Report, as a bare number, how many lines hold "index".

#### Information provided

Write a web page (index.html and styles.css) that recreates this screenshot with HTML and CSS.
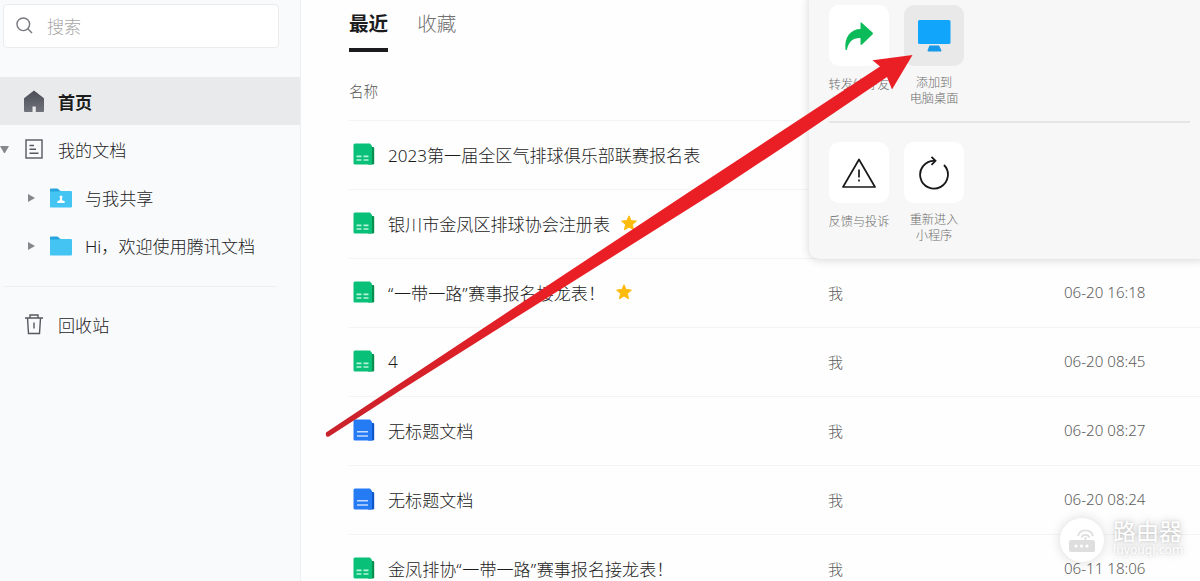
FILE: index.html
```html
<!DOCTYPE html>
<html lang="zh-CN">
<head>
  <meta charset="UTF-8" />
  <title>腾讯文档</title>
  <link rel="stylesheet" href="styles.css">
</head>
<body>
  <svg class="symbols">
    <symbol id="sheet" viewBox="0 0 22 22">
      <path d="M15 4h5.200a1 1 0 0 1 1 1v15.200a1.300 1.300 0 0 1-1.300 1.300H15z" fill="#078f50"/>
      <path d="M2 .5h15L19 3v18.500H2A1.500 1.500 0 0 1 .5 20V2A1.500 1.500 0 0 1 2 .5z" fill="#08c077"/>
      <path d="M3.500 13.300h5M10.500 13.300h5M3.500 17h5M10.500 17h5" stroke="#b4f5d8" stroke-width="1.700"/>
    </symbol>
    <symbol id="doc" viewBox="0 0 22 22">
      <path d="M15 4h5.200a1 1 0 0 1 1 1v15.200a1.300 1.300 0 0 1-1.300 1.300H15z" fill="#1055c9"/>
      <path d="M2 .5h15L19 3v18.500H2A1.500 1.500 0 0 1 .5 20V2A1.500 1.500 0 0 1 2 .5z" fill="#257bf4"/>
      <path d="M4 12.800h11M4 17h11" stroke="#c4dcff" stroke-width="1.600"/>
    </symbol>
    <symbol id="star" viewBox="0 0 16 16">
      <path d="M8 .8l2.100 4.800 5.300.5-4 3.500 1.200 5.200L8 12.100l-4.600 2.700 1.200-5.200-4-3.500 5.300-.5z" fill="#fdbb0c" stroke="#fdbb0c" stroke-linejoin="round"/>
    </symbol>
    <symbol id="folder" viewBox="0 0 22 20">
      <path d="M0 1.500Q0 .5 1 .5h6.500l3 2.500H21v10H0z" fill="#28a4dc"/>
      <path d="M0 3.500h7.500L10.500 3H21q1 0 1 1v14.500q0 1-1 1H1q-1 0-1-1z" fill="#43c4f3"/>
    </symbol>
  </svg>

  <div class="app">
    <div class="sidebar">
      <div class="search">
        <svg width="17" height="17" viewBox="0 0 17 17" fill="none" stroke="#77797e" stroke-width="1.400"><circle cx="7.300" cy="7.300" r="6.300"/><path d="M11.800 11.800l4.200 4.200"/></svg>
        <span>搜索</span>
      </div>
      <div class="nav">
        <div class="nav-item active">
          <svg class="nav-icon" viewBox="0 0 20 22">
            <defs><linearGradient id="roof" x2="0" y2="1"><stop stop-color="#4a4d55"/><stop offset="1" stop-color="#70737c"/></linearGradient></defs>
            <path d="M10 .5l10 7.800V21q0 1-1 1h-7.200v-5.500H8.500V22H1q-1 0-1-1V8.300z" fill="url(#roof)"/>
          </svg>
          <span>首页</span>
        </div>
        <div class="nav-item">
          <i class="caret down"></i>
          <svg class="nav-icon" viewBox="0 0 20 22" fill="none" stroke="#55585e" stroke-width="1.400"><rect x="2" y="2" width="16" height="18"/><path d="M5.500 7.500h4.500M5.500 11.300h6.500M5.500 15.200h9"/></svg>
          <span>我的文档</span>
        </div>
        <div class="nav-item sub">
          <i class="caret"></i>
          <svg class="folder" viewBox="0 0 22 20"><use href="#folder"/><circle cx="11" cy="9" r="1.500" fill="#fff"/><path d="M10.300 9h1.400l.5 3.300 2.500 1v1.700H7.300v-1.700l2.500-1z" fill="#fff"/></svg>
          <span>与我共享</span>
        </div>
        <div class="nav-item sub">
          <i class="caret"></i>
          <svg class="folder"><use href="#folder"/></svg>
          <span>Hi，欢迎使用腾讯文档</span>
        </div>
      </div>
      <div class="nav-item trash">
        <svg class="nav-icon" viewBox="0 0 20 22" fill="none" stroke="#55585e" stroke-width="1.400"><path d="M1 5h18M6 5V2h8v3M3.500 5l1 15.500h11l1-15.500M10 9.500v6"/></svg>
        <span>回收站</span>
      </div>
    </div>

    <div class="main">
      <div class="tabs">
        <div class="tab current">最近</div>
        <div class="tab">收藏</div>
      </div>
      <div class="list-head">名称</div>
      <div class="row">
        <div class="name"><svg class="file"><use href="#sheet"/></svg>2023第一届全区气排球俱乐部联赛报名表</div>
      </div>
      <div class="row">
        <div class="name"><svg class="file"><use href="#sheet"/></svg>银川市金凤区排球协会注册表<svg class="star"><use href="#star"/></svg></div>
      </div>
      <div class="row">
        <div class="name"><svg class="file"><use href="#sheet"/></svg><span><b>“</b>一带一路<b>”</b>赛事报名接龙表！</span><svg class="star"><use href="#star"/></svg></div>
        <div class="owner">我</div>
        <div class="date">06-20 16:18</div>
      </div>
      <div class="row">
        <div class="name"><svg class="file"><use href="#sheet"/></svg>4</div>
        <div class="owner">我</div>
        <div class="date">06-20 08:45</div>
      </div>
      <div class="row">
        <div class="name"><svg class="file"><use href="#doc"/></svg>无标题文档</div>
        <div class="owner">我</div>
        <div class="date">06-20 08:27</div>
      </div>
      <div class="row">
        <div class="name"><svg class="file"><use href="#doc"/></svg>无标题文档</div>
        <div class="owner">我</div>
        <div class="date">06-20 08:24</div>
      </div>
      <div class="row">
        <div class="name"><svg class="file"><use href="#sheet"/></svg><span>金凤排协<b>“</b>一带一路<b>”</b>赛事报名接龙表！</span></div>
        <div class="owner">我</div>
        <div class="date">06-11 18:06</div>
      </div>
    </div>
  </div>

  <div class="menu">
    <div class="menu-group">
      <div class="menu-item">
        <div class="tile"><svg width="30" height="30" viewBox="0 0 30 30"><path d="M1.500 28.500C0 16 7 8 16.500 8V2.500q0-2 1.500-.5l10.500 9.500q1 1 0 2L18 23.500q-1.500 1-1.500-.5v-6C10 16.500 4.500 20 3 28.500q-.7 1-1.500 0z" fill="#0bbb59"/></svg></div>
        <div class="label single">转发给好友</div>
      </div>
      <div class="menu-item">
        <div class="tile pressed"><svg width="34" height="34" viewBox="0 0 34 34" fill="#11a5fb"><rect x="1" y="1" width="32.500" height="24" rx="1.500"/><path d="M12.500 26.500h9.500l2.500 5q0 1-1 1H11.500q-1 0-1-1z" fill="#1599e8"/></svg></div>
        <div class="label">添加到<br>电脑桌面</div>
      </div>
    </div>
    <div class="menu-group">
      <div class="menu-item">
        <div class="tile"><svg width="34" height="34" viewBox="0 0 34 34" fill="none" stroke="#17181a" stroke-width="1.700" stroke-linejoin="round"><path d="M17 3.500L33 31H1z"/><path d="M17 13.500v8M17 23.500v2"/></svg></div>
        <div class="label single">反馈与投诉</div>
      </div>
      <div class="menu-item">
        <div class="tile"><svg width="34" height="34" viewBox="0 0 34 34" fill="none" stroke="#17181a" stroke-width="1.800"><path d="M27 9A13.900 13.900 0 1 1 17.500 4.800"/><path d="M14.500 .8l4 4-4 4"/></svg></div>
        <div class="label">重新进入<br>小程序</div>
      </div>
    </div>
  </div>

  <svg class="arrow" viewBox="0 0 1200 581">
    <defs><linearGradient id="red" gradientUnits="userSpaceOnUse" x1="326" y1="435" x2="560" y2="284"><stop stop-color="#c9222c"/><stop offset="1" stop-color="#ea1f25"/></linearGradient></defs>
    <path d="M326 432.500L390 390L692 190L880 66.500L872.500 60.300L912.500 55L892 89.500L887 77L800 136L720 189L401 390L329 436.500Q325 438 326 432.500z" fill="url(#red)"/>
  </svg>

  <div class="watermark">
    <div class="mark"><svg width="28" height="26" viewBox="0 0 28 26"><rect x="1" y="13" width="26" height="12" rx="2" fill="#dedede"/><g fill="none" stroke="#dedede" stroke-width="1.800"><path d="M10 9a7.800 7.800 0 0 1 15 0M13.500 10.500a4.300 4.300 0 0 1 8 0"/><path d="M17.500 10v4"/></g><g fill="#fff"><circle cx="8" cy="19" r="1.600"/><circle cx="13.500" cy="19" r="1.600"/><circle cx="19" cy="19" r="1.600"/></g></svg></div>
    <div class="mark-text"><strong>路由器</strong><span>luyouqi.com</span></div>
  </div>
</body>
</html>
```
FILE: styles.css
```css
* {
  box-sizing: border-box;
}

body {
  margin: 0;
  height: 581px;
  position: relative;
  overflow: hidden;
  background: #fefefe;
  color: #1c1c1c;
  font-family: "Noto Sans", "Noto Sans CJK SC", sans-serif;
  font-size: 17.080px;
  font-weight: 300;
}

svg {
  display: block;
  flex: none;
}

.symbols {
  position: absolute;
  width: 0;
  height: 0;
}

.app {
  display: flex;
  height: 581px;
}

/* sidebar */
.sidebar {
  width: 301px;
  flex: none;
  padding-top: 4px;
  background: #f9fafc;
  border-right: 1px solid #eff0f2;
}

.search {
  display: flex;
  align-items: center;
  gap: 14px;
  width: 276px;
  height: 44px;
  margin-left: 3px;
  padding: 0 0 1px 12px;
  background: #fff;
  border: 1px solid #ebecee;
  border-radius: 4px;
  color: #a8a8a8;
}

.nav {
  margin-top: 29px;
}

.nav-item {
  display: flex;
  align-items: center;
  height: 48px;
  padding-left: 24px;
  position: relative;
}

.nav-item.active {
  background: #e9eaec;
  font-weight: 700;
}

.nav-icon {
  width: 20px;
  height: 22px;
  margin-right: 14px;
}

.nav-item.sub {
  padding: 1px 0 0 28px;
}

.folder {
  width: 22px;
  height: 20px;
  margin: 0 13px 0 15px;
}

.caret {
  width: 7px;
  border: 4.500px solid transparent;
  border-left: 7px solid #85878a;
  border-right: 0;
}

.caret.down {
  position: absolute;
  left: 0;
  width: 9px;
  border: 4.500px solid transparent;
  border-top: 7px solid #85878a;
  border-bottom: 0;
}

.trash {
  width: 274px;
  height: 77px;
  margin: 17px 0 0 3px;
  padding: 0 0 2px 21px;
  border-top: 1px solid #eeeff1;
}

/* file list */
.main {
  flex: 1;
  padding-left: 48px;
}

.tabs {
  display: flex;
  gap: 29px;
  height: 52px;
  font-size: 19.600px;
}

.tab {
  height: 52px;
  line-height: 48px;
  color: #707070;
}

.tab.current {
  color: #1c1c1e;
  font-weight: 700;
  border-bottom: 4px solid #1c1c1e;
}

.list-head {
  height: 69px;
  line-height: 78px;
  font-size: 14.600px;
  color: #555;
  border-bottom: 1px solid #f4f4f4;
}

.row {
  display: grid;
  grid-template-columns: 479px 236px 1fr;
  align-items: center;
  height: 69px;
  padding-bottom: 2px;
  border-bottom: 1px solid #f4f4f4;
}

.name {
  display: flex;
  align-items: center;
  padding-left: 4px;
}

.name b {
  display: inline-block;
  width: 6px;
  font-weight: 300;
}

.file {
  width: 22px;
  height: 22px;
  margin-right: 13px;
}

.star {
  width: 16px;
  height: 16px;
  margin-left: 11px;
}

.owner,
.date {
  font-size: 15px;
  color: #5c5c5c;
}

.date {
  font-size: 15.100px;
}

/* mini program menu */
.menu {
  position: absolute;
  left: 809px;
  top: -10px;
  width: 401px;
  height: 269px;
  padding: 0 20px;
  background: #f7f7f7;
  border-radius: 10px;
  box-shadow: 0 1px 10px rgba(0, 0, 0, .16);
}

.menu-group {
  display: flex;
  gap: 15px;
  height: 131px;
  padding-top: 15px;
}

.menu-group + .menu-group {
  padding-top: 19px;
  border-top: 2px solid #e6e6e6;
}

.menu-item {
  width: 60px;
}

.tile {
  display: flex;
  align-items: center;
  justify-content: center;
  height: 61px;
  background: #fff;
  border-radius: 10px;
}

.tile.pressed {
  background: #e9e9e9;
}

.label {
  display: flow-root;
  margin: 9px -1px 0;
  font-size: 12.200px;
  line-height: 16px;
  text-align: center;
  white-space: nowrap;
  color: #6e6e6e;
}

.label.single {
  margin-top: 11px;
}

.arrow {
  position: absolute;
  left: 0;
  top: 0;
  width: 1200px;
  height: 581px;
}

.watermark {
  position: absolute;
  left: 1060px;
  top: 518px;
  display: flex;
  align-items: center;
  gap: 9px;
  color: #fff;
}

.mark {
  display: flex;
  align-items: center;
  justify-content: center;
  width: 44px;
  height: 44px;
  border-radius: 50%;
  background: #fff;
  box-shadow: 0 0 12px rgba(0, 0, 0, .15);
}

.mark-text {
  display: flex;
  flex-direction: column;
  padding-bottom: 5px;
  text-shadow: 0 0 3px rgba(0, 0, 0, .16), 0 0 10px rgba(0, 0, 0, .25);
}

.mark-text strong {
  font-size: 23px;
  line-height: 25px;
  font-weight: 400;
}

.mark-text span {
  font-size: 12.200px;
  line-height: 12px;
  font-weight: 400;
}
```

########

■ Task output
2